Given information:
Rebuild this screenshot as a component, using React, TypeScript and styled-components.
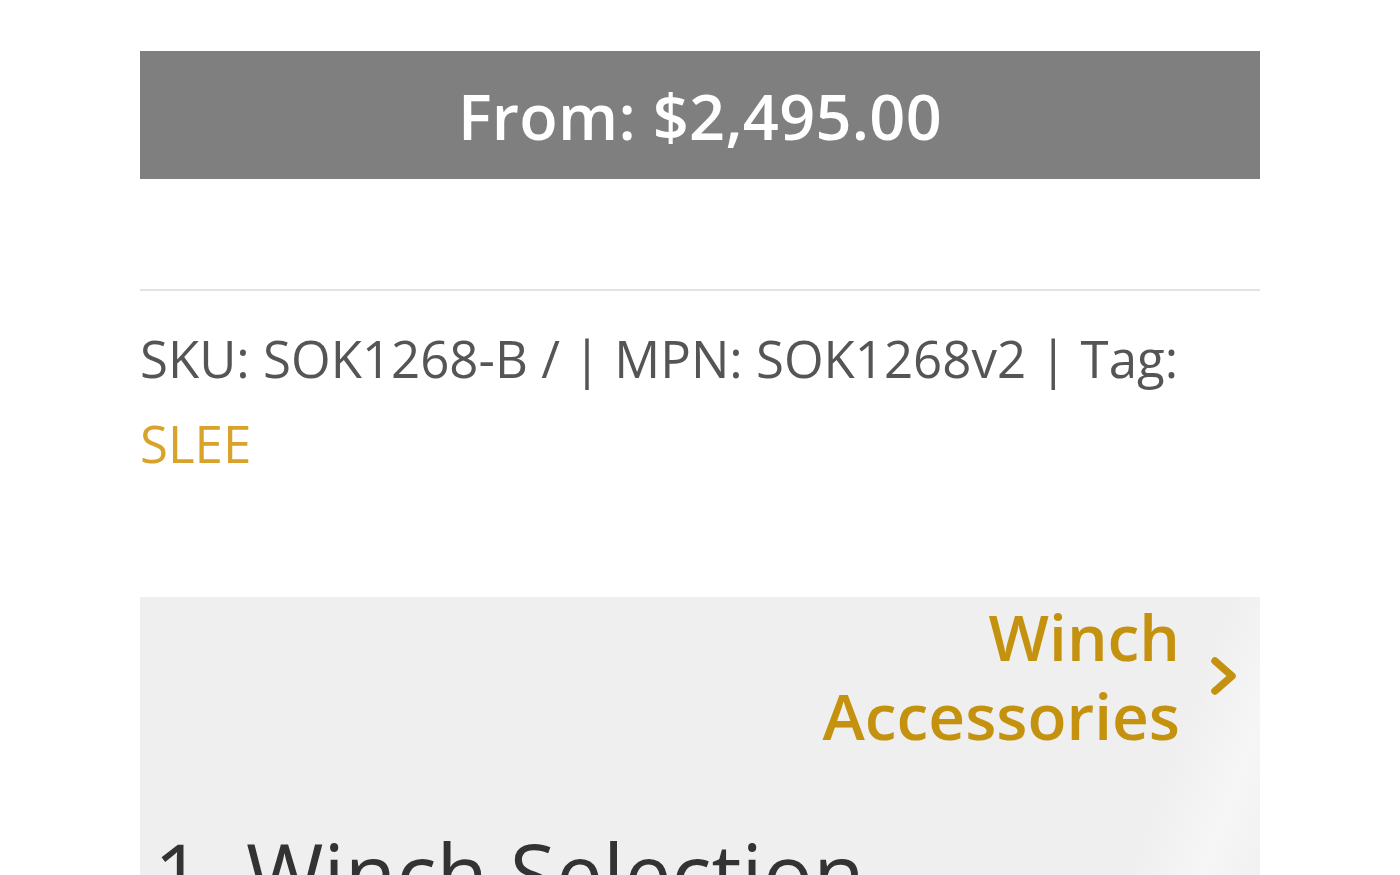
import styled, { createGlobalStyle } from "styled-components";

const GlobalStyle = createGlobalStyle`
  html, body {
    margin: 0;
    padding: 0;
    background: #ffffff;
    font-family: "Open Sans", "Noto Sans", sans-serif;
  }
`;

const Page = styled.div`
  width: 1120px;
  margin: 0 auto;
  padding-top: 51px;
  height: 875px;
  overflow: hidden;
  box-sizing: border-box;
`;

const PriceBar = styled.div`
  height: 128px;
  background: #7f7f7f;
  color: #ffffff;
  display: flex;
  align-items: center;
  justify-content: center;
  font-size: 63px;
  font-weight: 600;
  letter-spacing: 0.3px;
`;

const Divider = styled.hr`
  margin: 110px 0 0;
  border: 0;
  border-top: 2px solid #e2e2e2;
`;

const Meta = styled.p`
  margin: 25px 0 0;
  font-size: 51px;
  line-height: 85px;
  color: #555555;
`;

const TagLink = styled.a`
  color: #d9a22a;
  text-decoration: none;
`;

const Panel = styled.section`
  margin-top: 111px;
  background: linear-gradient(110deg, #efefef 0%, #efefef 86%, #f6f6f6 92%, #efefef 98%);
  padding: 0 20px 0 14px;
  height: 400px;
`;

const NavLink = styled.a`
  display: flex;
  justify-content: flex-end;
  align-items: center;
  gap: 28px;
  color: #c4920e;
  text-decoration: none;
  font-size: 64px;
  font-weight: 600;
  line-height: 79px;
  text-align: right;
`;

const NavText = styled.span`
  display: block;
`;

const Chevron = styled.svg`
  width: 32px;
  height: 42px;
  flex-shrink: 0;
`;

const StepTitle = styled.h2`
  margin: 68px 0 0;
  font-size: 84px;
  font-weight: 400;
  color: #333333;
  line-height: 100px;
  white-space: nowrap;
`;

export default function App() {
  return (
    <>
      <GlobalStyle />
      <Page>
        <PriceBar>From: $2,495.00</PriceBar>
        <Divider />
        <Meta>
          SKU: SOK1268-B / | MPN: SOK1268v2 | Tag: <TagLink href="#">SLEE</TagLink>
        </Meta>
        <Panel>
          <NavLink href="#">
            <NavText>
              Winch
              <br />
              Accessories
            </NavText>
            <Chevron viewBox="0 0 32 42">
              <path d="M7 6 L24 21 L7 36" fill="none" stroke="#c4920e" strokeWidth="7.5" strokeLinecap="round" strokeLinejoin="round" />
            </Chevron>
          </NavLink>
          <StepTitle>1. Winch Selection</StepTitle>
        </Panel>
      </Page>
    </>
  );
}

Problem: Transcribe the whole listing, character for character, but not its images.

Full output:
Rebuild this screenshot as a component, using React, TypeScript and styled-components.
import styled, { createGlobalStyle } from "styled-components";

const GlobalStyle = createGlobalStyle`
  html, body {
    margin: 0;
    padding: 0;
    background: #ffffff;
    font-family: "Open Sans", "Noto Sans", sans-serif;
  }
`;

const Page = styled.div`
  width: 1120px;
  margin: 0 auto;
  padding-top: 51px;
  height: 875px;
  overflow: hidden;
  box-sizing: border-box;
`;

const PriceBar = styled.div`
  height: 128px;
  background: #7f7f7f;
  color: #ffffff;
  display: flex;
  align-items: center;
  justify-content: center;
  font-size: 63px;
  font-weight: 600;
  letter-spacing: 0.3px;
`;

const Divider = styled.hr`
  margin: 110px 0 0;
  border: 0;
  border-top: 2px solid #e2e2e2;
`;

const Meta = styled.p`
  margin: 25px 0 0;
  font-size: 51px;
  line-height: 85px;
  color: #555555;
`;

const TagLink = styled.a`
  color: #d9a22a;
  text-decoration: none;
`;

const Panel = styled.section`
  margin-top: 111px;
  background: linear-gradient(110deg, #efefef 0%, #efefef 86%, #f6f6f6 92%, #efefef 98%);
  padding: 0 20px 0 14px;
  height: 400px;
`;

const NavLink = styled.a`
  display: flex;
  justify-content: flex-end;
  align-items: center;
  gap: 28px;
  color: #c4920e;
  text-decoration: none;
  font-size: 64px;
  font-weight: 600;
  line-height: 79px;
  text-align: right;
`;

const NavText = styled.span`
  display: block;
`;

const Chevron = styled.svg`
  width: 32px;
  height: 42px;
  flex-shrink: 0;
`;

const StepTitle = styled.h2`
  margin: 68px 0 0;
  font-size: 84px;
  font-weight: 400;
  color: #333333;
  line-height: 100px;
  white-space: nowrap;
`;

export default function App() {
  return (
    <>
      <GlobalStyle />
      <Page>
        <PriceBar>From: $2,495.00</PriceBar>
        <Divider />
        <Meta>
          SKU: SOK1268-B / | MPN: SOK1268v2 | Tag: <TagLink href="#">SLEE</TagLink>
        </Meta>
        <Panel>
          <NavLink href="#">
            <NavText>
              Winch
              <br />
              Accessories
            </NavText>
            <Chevron viewBox="0 0 32 42">
              <path d="M7 6 L24 21 L7 36" fill="none" stroke="#c4920e" strokeWidth="7.5" strokeLinecap="round" strokeLinejoin="round" />
            </Chevron>
          </NavLink>
          <StepTitle>1. Winch Selection</StepTitle>
        </Panel>
      </Page>
    </>
  );
}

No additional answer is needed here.